The assassination of Ninoy Aquino has largely been blamed on Marcos, although it has not been proven in court.

Dialogue with dictator

Ninoy’s death sparked a national outrage that culminated in the military-backed Edsa People Power Revolution in 1986 that ousted Marcos and swept Ninoy’s widow, Cory, to the presidency.

The President’s father himself had once before quelled his son’s belief that the only way to end the Marcos dictatorship was through an uprising.

In a conversation with his father before he left for the Philippines, President Aquino recalled asking him: “Why entrust your fate to someone who has never done us any kindness? Why put your life in his hands?”

“To my mind, the most effective way of overthrowing a dictatorship was through a violent uprising,” the President said. But his father replied, “There are no victors in a civil war.”

“Even after all the injustice he had suffered at the hands of the dictator, Dad still hoped to have a dialogue with Marcos; he hoped that Mr. Marcos would be curious enough to listen to him,” Aquino said.

He recalled the brutality of the Marcos regime.
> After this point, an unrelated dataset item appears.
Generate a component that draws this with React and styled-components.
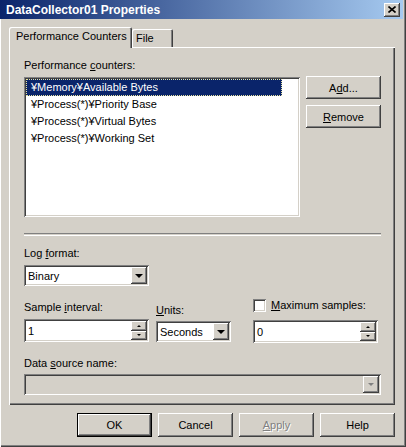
import React from "react";
import styled, { createGlobalStyle, css } from "styled-components";

const Face = "#d4d0c8";
const Shadow = "#808080";
const DarkShadow = "#404040";

const GlobalStyle = createGlobalStyle`
  html, body {
    margin: 0;
    padding: 0;
    background: ${Face};
  }
  body {
    font-family: "Liberation Sans", Arial, sans-serif;
    font-size: 11px;
    color: #000;
  }
`;

const raised = css`
  box-shadow: inset -1px -1px ${DarkShadow}, inset 1px 1px #fff,
    inset -2px -2px ${Shadow}, inset 2px 2px ${Face};
`;

const sunken = css`
  box-shadow: inset 1px 1px ${Shadow}, inset -1px -1px #fff,
    inset 2px 2px ${DarkShadow}, inset -2px -2px ${Face};
`;

const Window = styled.div`
  width: 406px;
  height: 447px;
  box-sizing: border-box;
  padding: 0 3px 3px 0;
  display: flex;
  flex-direction: column;
  background: ${Face};
  box-shadow: inset 1px 0 #fff, inset -1px -1px ${DarkShadow},
    inset -2px -2px ${Shadow};
`;

const TitleBar = styled.div`
  height: 19px;
  display: flex;
  align-items: center;
  justify-content: space-between;
  padding: 0 3px 0 6px;
  background: linear-gradient(to right, #0a246a, #a6caf0);
  color: #fff;
  font-weight: bold;
  font-size: 12px;
`;

const CloseButton = styled.div`
  width: 16px;
  height: 14px;
  display: flex;
  align-items: center;
  justify-content: center;
  background: ${Face};
  ${raised};
`;

const Body = styled.div`
  padding: 8px 8px 0 9px;
  display: flex;
  flex-direction: column;
`;

const TabStrip = styled.div`
  display: flex;
  align-items: flex-end;
  height: 20px;
  position: relative;
  z-index: 1;
`;

const Tab = styled.div`
  box-sizing: border-box;
  height: ${(p) => (p.$active ? 21 : 18)}px;
  margin-bottom: ${(p) => (p.$active ? -1 : 0)}px;
  padding: ${(p) => (p.$active ? "3px 6px 0 7px" : "3px 4px 0 4px")};
  width: ${(p) => p.$width}px;
  background: ${Face};
  border-radius: 2px 2px 0 0;
  box-shadow: inset 1px 1px #fff, inset -1px 0 ${DarkShadow},
    inset -2px 0 ${Shadow};
  line-height: 13px;
  white-space: nowrap;
`;

const Panel = styled.div`
  box-sizing: border-box;
  width: 386px;
  height: 358px;
  padding: 12px 0 0 15px;
  box-shadow: inset 1px 1px #fff, inset -1px -1px ${DarkShadow},
    inset -2px -2px ${Shadow};
  display: flex;
  flex-direction: column;
`;

const Label = styled.div`
  line-height: 13px;
  height: 13px;
  white-space: nowrap;
  margin-top: ${(p) => p.$top || 0}px;
`;

const TopRow = styled.div`
  display: flex;
  align-items: flex-start;
  gap: 6px;
  margin-top: 5px;
`;

const ListBox = styled.div`
  box-sizing: border-box;
  width: 276px;
  height: 140px;
  padding: 2px;
  background: #fff;
  ${sunken};
`;

const ListItem = styled.div`
  box-sizing: border-box;
  width: 256px;
  height: 17px;
  line-height: 17px;
  padding-left: 5px;
  white-space: nowrap;
  ${(p) =>
    p.$selected &&
    css`
      background: #0a246a;
      color: #fff;
      outline: 1px dotted #e8e4a0;
      outline-offset: -1px;
    `}
`;

const ButtonColumn = styled.div`
  display: flex;
  flex-direction: column;
  gap: 6px;
  margin-top: -1px;
`;

const Button = styled.div`
  box-sizing: border-box;
  width: 75px;
  height: ${(p) => p.$height || 23}px;
  display: flex;
  align-items: center;
  justify-content: center;
  background: ${Face};
  ${raised};
  ${(p) =>
    p.$default &&
    css`
      box-shadow: inset 0 0 0 1px #000, inset -2px -2px ${DarkShadow},
        inset 2px 2px #fff, inset -3px -3px ${Shadow};
    `}
  ${(p) =>
    p.$disabled &&
    css`
      color: ${Shadow};
      text-shadow: 1px 1px #fff;
    `}
`;

const Separator = styled.div`
  width: 357px;
  height: 1px;
  margin-top: 16px;
  border-top: 1px solid ${Shadow};
  border-bottom: 1px solid #fff;
`;

const Field = styled.div`
  box-sizing: border-box;
  width: ${(p) => p.$width}px;
  height: ${(p) => p.$height}px;
  margin-top: ${(p) => p.$top || 0}px;
  padding: 2px;
  display: flex;
  align-items: stretch;
  background: ${(p) => (p.$disabled ? Face : "#fff")};
  ${sunken};
`;

const FieldText = styled.div`
  flex: 1;
  display: flex;
  align-items: center;
  padding-left: 2px;
  white-space: nowrap;
`;

const DropButton = styled.div`
  width: 16px;
  display: flex;
  align-items: center;
  justify-content: center;
  background: ${Face};
  ${raised};
`;

const Arrow = styled.div`
  width: 0;
  height: 0;
  border-left: ${(p) => p.$size}px solid transparent;
  border-right: ${(p) => p.$size}px solid transparent;
  ${(p) =>
    p.$up
      ? css`
          border-bottom: ${p.$size}px solid ${p.$color || "#000"};
        `
      : css`
          border-top: ${p.$size}px solid ${p.$color || "#000"};
        `}
`;

const SpinButtons = styled.div`
  width: 16px;
  display: flex;
  flex-direction: column;
`;

const SpinButton = styled.div`
  flex: 1;
  display: flex;
  align-items: center;
  justify-content: center;
  background: ${Face};
  ${raised};
`;

const SettingsRow = styled.div`
  display: flex;
  align-items: flex-end;
  margin-top: 13px;
`;

const Column = styled.div`
  display: flex;
  flex-direction: column;
  margin-left: ${(p) => p.$left || 0}px;
  margin-bottom: ${(p) => p.$bottom || 0}px;
`;

const CheckRow = styled.div`
  display: flex;
  align-items: center;
  gap: 5px;
  height: 13px;
  line-height: 13px;
`;

const CheckBox = styled.div`
  box-sizing: border-box;
  width: 13px;
  height: 13px;
  background: #fff;
  ${sunken};
`;

const Footer = styled.div`
  display: flex;
  justify-content: flex-end;
  gap: 6px;
  margin-top: 8px;
`;

function Combo({ width, height, value, disabled, top }) {
  return (
    <Field $width={width} $height={height} $disabled={disabled} $top={top}>
      <FieldText>{value}</FieldText>
      <DropButton>
        <Arrow $size={disabled ? 3 : 4} $color={disabled ? Shadow : "#000"} />
      </DropButton>
    </Field>
  );
}

function Spin({ width, value, top }) {
  return (
    <Field $width={width} $height={23} $top={top}>
      <FieldText>{value}</FieldText>
      <SpinButtons>
        <SpinButton>
          <Arrow $size={2} $up />
        </SpinButton>
        <SpinButton>
          <Arrow $size={2} />
        </SpinButton>
      </SpinButtons>
    </Field>
  );
}

const counters = [
  "¥Memory¥Available Bytes",
  "¥Process(*)¥Priority Base",
  "¥Process(*)¥Virtual Bytes",
  "¥Process(*)¥Working Set",
];

export default function App() {
  return (
    <>
      <GlobalStyle />
      <Window>
        <TitleBar>
          <span>DataCollector01 Properties</span>
          <CloseButton>
            <svg width="8" height="7" viewBox="0 0 8 7">
              <path d="M0.5 0.5 L7.5 6.5 M7.5 0.5 L0.5 6.5" stroke="#000" strokeWidth="1.6" />
            </svg>
          </CloseButton>
        </TitleBar>
        <Body>
          <TabStrip>
            <Tab $active $width={123}>Performance Counters</Tab>
            <Tab $width={41}>File</Tab>
          </TabStrip>
          <Panel>
            <Label>
              Performance <u>c</u>ounters:
            </Label>
            <TopRow>
              <ListBox>
                {counters.map((c, i) => (
                  <ListItem key={c} $selected={i === 0}>
                    {c}
                  </ListItem>
                ))}
              </ListBox>
              <ButtonColumn>
                <Button>
                  A<u>d</u>d...
                </Button>
                <Button>
                  <u>R</u>emove
                </Button>
              </ButtonColumn>
            </TopRow>
            <Separator />
            <Label $top={11}>
              Log <u>f</u>ormat:
            </Label>
            <Combo width={125} height={21} value="Binary" top={5} />
            <SettingsRow>
              <Column>
                <Label>
                  Sample <u>i</u>nterval:
                </Label>
                <Spin width={125} value="1" top={5} />
              </Column>
              <Column $left={7}>
                <Label>
                  <u>U</u>nits:
                </Label>
                <Combo width={75} height={21} value="Seconds" top={4} />
              </Column>
              <Column $left={22} $bottom={-1}>
                <CheckRow>
                  <CheckBox />
                  <span>
                    <u>M</u>aximum samples:
                  </span>
                </CheckRow>
                <Spin width={125} value="0" top={8} />
              </Column>
            </SettingsRow>
            <Label $top={15}>
              Data <u>s</u>ource name:
            </Label>
            <Combo width={357} height={21} value="" disabled top={4} />
          </Panel>
          <Footer>
            <Button $default $height={24}>OK</Button>
            <Button $height={24}>Cancel</Button>
            <Button $height={24} $disabled>
              <u>A</u>pply
            </Button>
            <Button $height={24}>Help</Button>
          </Footer>
        </Body>
      </Window>
    </>
  );
}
“Accountable to no one but themselves, the dictator, his wife, and their cronies turned the public treasury into their private purse. Checks and balances in government were replaced by the dictator being the sole judge, jury and executioner, giving his regime total impunity to abduct, torture, jail and kill its critics,” Aquino said.

He also remembered how under martial law, curfew was imposed, travel abroad required official permission, and “there was no such thing as freedom of speech or freedom of assembly.”

The country was besieged by the communist insurgency, the Moro secessionists, and, Aquino noted, even the moderate center had started the “Light a Fire” movement and the April 6 Liberation Movement that committed random arson and bombings around Metro Manila.

Avoiding civil war

The President said that “the country was in a dangerous place.”

“Dad knew that Mr. Marcos was surrounded by sycophants; human nature being what it is, no one would willingly give the dictator bad news. They would sugarcoat the situation, hoping to stay in Mr. Marcos’ good graces,” he said.

President Aquino said his father believed that someone had to tell Marcos the bad news.

His father believed that if Marcos listened, “there would be a way to avert a civil war whose end no one could foresee.”

“Dad decided to return home,” the President said.

Malacañang on Sunday said the President remained firm in his decision not to allow Marcos to be buried at Libingan ng mga Bayani. His mother, the late President Corazon Aquino, also barred the return of Marcos’ remains after he died in 1989 while in exile in Hawaii.

Then President Fidel Ramos allowed the repatriation of Marcos’ body in 1993 but not an interment at the heroes’ cemetery.

Marcos’ family said it was the dictator’s wish to be buried at Libingan ng mga Bayani. While waiting for the government to decide on their request, the Marcoses preserved their patriarch’s body and kept it in a crypt in the late dictator’s hometown of Batac, Ilocos Norte.